Law of Returns to Scale:
Definition and Explanation:
The law of returns are often
confused with the law of returns to scale. The law of
returns operates in the short period. It explains the production
behavior of the firm with one factor variable while other
factors are kept constant. Whereas the law of returns to
scale operates in the long period. It explains the production
behavior of the firm with all variable factors.

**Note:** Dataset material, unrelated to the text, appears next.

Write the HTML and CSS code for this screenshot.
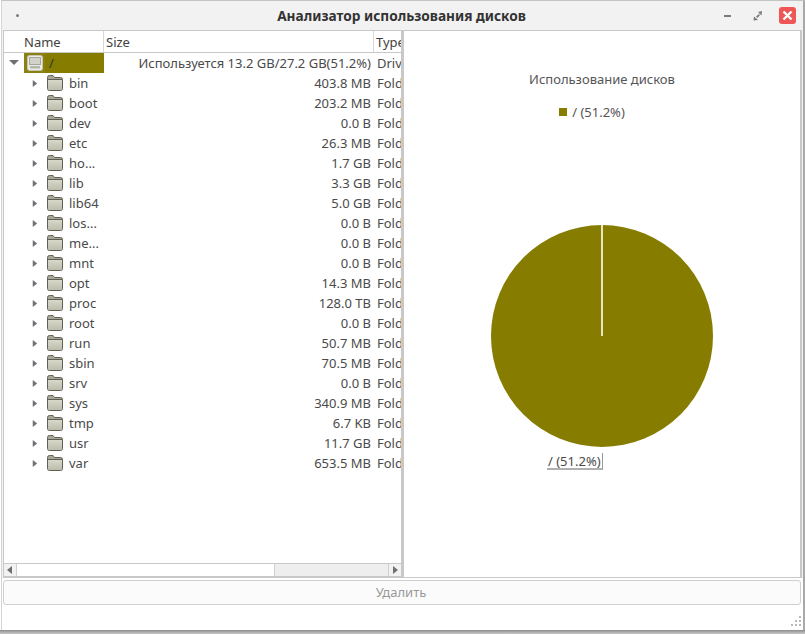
FILE: index.html
```html
<!DOCTYPE html>
<html lang="ru">
<head>
<meta charset="utf-8">
<title>Анализатор использования дисков</title>
<link rel="stylesheet" href="styles.css">
</head>
<body>
<svg class="defs" width="0" height="0" aria-hidden="true">
  <defs>
    <linearGradient id="fg" x1="0" y1="0" x2="0" y2="1"><stop offset="0" stop-color="#d8d8cb"/><stop offset="1" stop-color="#bdbdad"/></linearGradient>
  </defs>
  <symbol id="folder" viewBox="0 0 16 16">
    <path d="M0.5 2.5 Q0.5 0.5 2.5 0.5 H6 L7.5 2.5 H13.5 Q15.5 2.5 15.5 4.5 V13.5 Q15.5 15.5 13.5 15.5 H2.5 Q0.5 15.5 0.5 13.5 Z" fill="#a8a898" stroke="#5f5f54"/>
    <path d="M1 5 H15 V13.5 Q15 15 13.5 15 H2.5 Q1 15 1 13.5 Z" fill="url(#fg)"/>
    <path d="M1 4.5 H15" stroke="#5f5f54" fill="none"/>
  </symbol>
  <symbol id="arrow" viewBox="0 0 8 10">
    <path d="M2 1 L7 5 L2 9 Z" fill="#707070"/>
  </symbol>
</svg>
<main class="window">
  <header class="titlebar">
    <span class="menu-dot"></span>
    <h1 class="title">Анализатор использования дисков</h1>
    <div class="controls">
      <span class="minimize"></span>
      <svg class="maximize" width="10" height="10" viewBox="0 0 10 10"><path d="M5 1 L9 0 L8.5 4.5 Z M1 5.5 L0.5 9.5 L5 9 Z M3 5.5 L6 3 L7 4 L4.5 7 Z" fill="#7b7b7b"/></svg>
      <svg class="close" width="17" height="17" viewBox="0 0 17 17"><rect width="17" height="17" rx="3" fill="#ee5555"/><path d="M4.5 4.5 L12.5 12.5 M12.5 4.5 L4.5 12.5" stroke="#fff" stroke-width="2.4"/></svg>
    </div>
  </header>
  <div class="panes">
    <section class="tree-pane">
      <div class="tree-head">
        <div class="th th-name">Name</div>
        <div class="th th-size">Size</div>
        <div class="th th-type">Type</div>
      </div>
      <div class="tree-body">
        <div class="row">
          <div class="cell-name root-name">
            <svg class="expander-down" width="10" height="6" viewBox="0 0 10 6"><path d="M0 0 H10 L5 5 Z" fill="#707070"/></svg>
            <span class="selected">
              <span class="drive-box">
                <svg class="drive" width="16" height="16" viewBox="0 0 16 16"><rect x="0.5" y="0.5" width="15" height="15" rx="2" fill="#ecece6" stroke="#c4c4b4"/><rect x="2.5" y="2.5" width="11" height="7" fill="#d2d2cb" stroke="#a5a59b"/><rect x="3" y="11" width="10" height="2.5" fill="#b5b5aa"/></svg>
              </span>
              <span class="root-label">/</span>
            </span>
          </div>
          <div class="cell-size">Используется 13.2 GB/27.2 GB(51.2%)</div>
          <div class="cell-type">Drive</div>
        </div>
        <div class="row"><div class="cell-name"><svg class="arrow"><use href="#arrow"/></svg><svg class="folder"><use href="#folder"/></svg><span class="label">bin</span></div><div class="cell-size">403.8 MB</div><div class="cell-type">Folder</div></div>
        <div class="row"><div class="cell-name"><svg class="arrow"><use href="#arrow"/></svg><svg class="folder"><use href="#folder"/></svg><span class="label">boot</span></div><div class="cell-size">203.2 MB</div><div class="cell-type">Folder</div></div>
        <div class="row"><div class="cell-name"><svg class="arrow"><use href="#arrow"/></svg><svg class="folder"><use href="#folder"/></svg><span class="label">dev</span></div><div class="cell-size">0.0 B</div><div class="cell-type">Folder</div></div>
        <div class="row"><div class="cell-name"><svg class="arrow"><use href="#arrow"/></svg><svg class="folder"><use href="#folder"/></svg><span class="label">etc</span></div><div class="cell-size">26.3 MB</div><div class="cell-type">Folder</div></div>
        <div class="row"><div class="cell-name"><svg class="arrow"><use href="#arrow"/></svg><svg class="folder"><use href="#folder"/></svg><span class="label">ho...</span></div><div class="cell-size">1.7 GB</div><div class="cell-type">Folder</div></div>
        <div class="row"><div class="cell-name"><svg class="arrow"><use href="#arrow"/></svg><svg class="folder"><use href="#folder"/></svg><span class="label">lib</span></div><div class="cell-size">3.3 GB</div><div class="cell-type">Folder</div></div>
        <div class="row"><div class="cell-name"><svg class="arrow"><use href="#arrow"/></svg><svg class="folder"><use href="#folder"/></svg><span class="label">lib64</span></div><div class="cell-size">5.0 GB</div><div class="cell-type">Folder</div></div>
        <div class="row"><div class="cell-name"><svg class="arrow"><use href="#arrow"/></svg><svg class="folder"><use href="#folder"/></svg><span class="label">los...</span></div><div class="cell-size">0.0 B</div><div class="cell-type">Folder</div></div>
        <div class="row"><div class="cell-name"><svg class="arrow"><use href="#arrow"/></svg><svg class="folder"><use href="#folder"/></svg><span class="label">me...</span></div><div class="cell-size">0.0 B</div><div class="cell-type">Folder</div></div>
        <div class="row"><div class="cell-name"><svg class="arrow"><use href="#arrow"/></svg><svg class="folder"><use href="#folder"/></svg><span class="label">mnt</span></div><div class="cell-size">0.0 B</div><div class="cell-type">Folder</div></div>
        <div class="row"><div class="cell-name"><svg class="arrow"><use href="#arrow"/></svg><svg class="folder"><use href="#folder"/></svg><span class="label">opt</span></div><div class="cell-size">14.3 MB</div><div class="cell-type">Folder</div></div>
        <div class="row"><div class="cell-name"><svg class="arrow"><use href="#arrow"/></svg><svg class="folder"><use href="#folder"/></svg><span class="label">proc</span></div><div class="cell-size">128.0 TB</div><div class="cell-type">Folder</div></div>
        <div class="row"><div class="cell-name"><svg class="arrow"><use href="#arrow"/></svg><svg class="folder"><use href="#folder"/></svg><span class="label">root</span></div><div class="cell-size">0.0 B</div><div class="cell-type">Folder</div></div>
        <div class="row"><div class="cell-name"><svg class="arrow"><use href="#arrow"/></svg><svg class="folder"><use href="#folder"/></svg><span class="label">run</span></div><div class="cell-size">50.7 MB</div><div class="cell-type">Folder</div></div>
        <div class="row"><div class="cell-name"><svg class="arrow"><use href="#arrow"/></svg><svg class="folder"><use href="#folder"/></svg><span class="label">sbin</span></div><div class="cell-size">70.5 MB</div><div class="cell-type">Folder</div></div>
        <div class="row"><div class="cell-name"><svg class="arrow"><use href="#arrow"/></svg><svg class="folder"><use href="#folder"/></svg><span class="label">srv</span></div><div class="cell-size">0.0 B</div><div class="cell-type">Folder</div></div>
        <div class="row"><div class="cell-name"><svg class="arrow"><use href="#arrow"/></svg><svg class="folder"><use href="#folder"/></svg><span class="label">sys</span></div><div class="cell-size">340.9 MB</div><div class="cell-type">Folder</div></div>
        <div class="row"><div class="cell-name"><svg class="arrow"><use href="#arrow"/></svg><svg class="folder"><use href="#folder"/></svg><span class="label">tmp</span></div><div class="cell-size">6.7 KB</div><div class="cell-type">Folder</div></div>
        <div class="row"><div class="cell-name"><svg class="arrow"><use href="#arrow"/></svg><svg class="folder"><use href="#folder"/></svg><span class="label">usr</span></div><div class="cell-size">11.7 GB</div><div class="cell-type">Folder</div></div>
        <div class="row"><div class="cell-name"><svg class="arrow"><use href="#arrow"/></svg><svg class="folder"><use href="#folder"/></svg><span class="label">var</span></div><div class="cell-size">653.5 MB</div><div class="cell-type">Folder</div></div>
      </div>
      <div class="hscroll">
        <div class="sb-btn"><svg width="6" height="8" viewBox="0 0 6 8"><path d="M5 0 V8 L0 4 Z" fill="#707070"/></svg></div>
        <div class="sb-track"><div class="sb-thumb"></div></div>
        <div class="sb-btn"><svg width="6" height="8" viewBox="0 0 6 8"><path d="M1 0 V8 L6 4 Z" fill="#707070"/></svg></div>
      </div>
    </section>
    <section class="chart-pane">
      <div class="chart-title">Использование дисков</div>
      <div class="legend"><span class="swatch"></span><span>/ (51.2%)</span></div>
      <div class="pie-wrap">
        <svg class="pie" width="224" height="224" viewBox="0 0 224 224">
          <circle cx="112" cy="112" r="111" fill="#857c00"/>
          <path d="M112 1 V112" stroke="#e8e6c4" stroke-width="2" fill="none"/>
        </svg>
      </div>
      <div class="pie-label">/ (51.2%)</div>
    </section>
  </div>
  <div class="actions"><button class="delete" disabled>Удалить</button></div>
  <footer class="statusbar"><svg class="grip" width="11" height="11" viewBox="0 0 11 11"><path d="M9 0h2v2H9zM9 4h2v2H9zM5 4h2v2H5zM9 8h2v2H9zM5 8h2v2H5zM1 8h2v2H1z" fill="#b9b9b9"/></svg></footer>
</main>
<div class="backdrop-bottom"></div>
</body>
</html>
```
FILE: styles.css
```css
* { box-sizing: border-box; }
html, body { margin: 0; height: 100%; }
body {
  width: 805px; height: 634px; overflow: hidden; background: #fff;
  font: 13px/20px "Noto Sans", sans-serif; color: #4a4a4a;
  display: flex; flex-direction: column; position: relative;
}
.defs { position: absolute; }
.backdrop-bottom { flex: 1; background: linear-gradient(#8c8c8c, #c9c9c9); }
.window {
  width: 804px; height: 630px; margin-left: 1px; flex: none;
  display: flex; flex-direction: column; background: #fff;
  border-top: 1px solid #c4c4c4; border-right: 2px solid #a9a9a9; border-left: 1px solid #d4d4d4;
}
.titlebar {
  height: 29px; flex: none; background: #f2f2f2; display: flex; align-items: center; position: relative;
}
.menu-dot { width: 3px; height: 3px; border-radius: 50%; background: #7d7d7d; margin-left: 14px; }
.title {
  position: absolute; left: 0; right: 2px; margin: 0; text-align: center;
  font: 700 13.67px/28px "Noto Sans", sans-serif; color: #333;
}
.controls { margin-left: auto; margin-right: 7px; display: flex; align-items: center; position: relative; }
.minimize { width: 7px; height: 2px; background: #7b7b7b; margin-right: 22px; }
.maximize { margin-right: 16px; }
.panes { height: 548px; flex: none; display: flex; background: #f2f2f2; padding: 0 1px; }
.tree-pane {
  width: 400px; flex: none; border: 1px solid #c8c8c8; border-right-width: 2px;
  background: #fff; display: flex; flex-direction: column;
}
.tree-head { height: 22px; flex: none; display: flex; border-bottom: 1px solid #c8c8c8; color: #3f3f3f; line-height: 22px; overflow: hidden; }
.th { flex: none; border-right: 1px solid #d8d8d8; padding-left: 2px; overflow: hidden; }
.th-name { width: 100px; padding-left: 20px; }
.th-size { width: 270px; }
.th-type { width: 27px; border-right: 0; }
.tree-body { flex: 1; overflow: hidden; }
.row { height: 20px; display: flex; white-space: nowrap; }
.cell-name { width: 100px; flex: none; display: flex; align-items: center; padding-left: 27px; }
.root-name { padding-left: 5px; }
.arrow { width: 7px; height: 9px; flex: none; }
.folder { width: 16px; height: 16px; margin-left: 9px; flex: none; }
.label { margin-left: 6px; }
.expander-down { flex: none; margin-right: 5px; }
.selected { width: 80px; height: 20px; background: #857c00; display: flex; align-items: center; }
.drive-box { width: 21px; height: 20px; background: #8a8110; display: flex; align-items: center; justify-content: center; }
.root-label { margin-left: 4px; color: #333; }
.cell-size { width: 267px; flex: none; text-align: right; }
.cell-type { padding-left: 6px; overflow: hidden; width: 30px; flex: none; }
.hscroll { height: 14px; flex: none; border-top: 1px solid #c8c8c8; border-bottom: 1px solid #c8c8c8; display: flex; }
.sb-btn { width: 13px; flex: none; display: flex; align-items: center; justify-content: center; background: #f2f2f2; border-right: 1px solid #d0d0d0; }
.sb-btn:last-child { border-right: 0; border-left: 1px solid #d0d0d0; }
.sb-track { flex: 1; background: #eeeeee; }
.sb-thumb { width: 258px; height: 100%; background: #fff; border-right: 1px solid #d0d0d0; }
.chart-pane {
  flex: 1; background: #fff; border: 1px solid #c8c8c8; border-right-width: 2px; display: flex; flex-direction: column; align-items: center; position: relative;
}
.chart-title { margin-top: 38px; color: #555; }
.legend { margin-top: 13px; margin-right: 20px; display: flex; align-items: center; gap: 5px; color: #555; }
.swatch { width: 8px; height: 8px; background: #857c00; }
.pie-wrap { margin-top: 102px; display: flex; }
.pie-label { position: absolute; left: 143px; top: 422px; line-height: 17px; height: 17px; padding: 0 1px; border-right: 1px solid #999; border-bottom: 2px solid #b0b0b0; color: #4a4a4a; }
.actions { height: 27px; flex: none; padding: 2px 0 0 1px; background: #fff; }
.delete {
  width: 798px; height: 25px; display: block; background: #fbfbfb; border: 1px solid #cfcfcf; border-radius: 3px;
  font: 13px "Noto Sans", sans-serif; color: #9a9a9a; padding: 0 2px 2px 0;
}
.statusbar { flex: 1; background: #fff; display: flex; justify-content: flex-end; align-items: flex-end; padding: 0 2px 3px 0; }
.grip { display: block; }
```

There is no fixed factor of
production in the long run. The law of returns to scale
describes the relationship between variable inputs and output
when all the inputs, or factors are increased in the same
proportion. The law of returns to scale analysis the effects of
scale on the level of output. Here we find out in what
proportions the output changes when there is proportionate
change in the quantities of all inputs. The answer to this
question helps a firm to determine its scale or size in the long
run.
It has been observed that when there
is a proportionate change in the amounts of inputs, the behavior
of output varies. The output may increase by a great proportion,
by in the same proportion or in a smaller proportion to its
inputs. This behavior of output with the increase in scale of
operation is termed as increasing returns to scale, constant
returns to scale and diminishing returns to scale. These three
laws of returns to scale are now explained, in brief, under
separate heads.
(1) Increasing Returns to Scale:
If the output of a firm increases
more than in proportion to an equal percentage increase in all
inputs, the production is said to exhibit increasing returns to
scale.
For example, if the amount of
inputs are doubled and the output increases by more than double,
it is said to be an increasing returns returns to scale. When
there is an increase in the scale of production, it leads to
lower average cost per unit produced as the firm enjoys
economies of scale.
(2) Constant Returns to Scale:
When all inputs are increased by a
certain percentage, the output increases by the same percentage,
the production function is said to exhibit constant returns to
scale.
For example, if a firm
doubles inputs, it doubles output. In case, it triples output.
The constant scale of production has no effect on average cost
per unit produced.
(3) Diminishing Returns to Scale:
The term 'diminishing' returns to
scale refers to scale where output increases in a smaller
proportion than the increase in all inputs.
For example, if a firm
increases inputs by 100% but the output decreases by less than
100%, the firm is said to exhibit decreasing returns to scale.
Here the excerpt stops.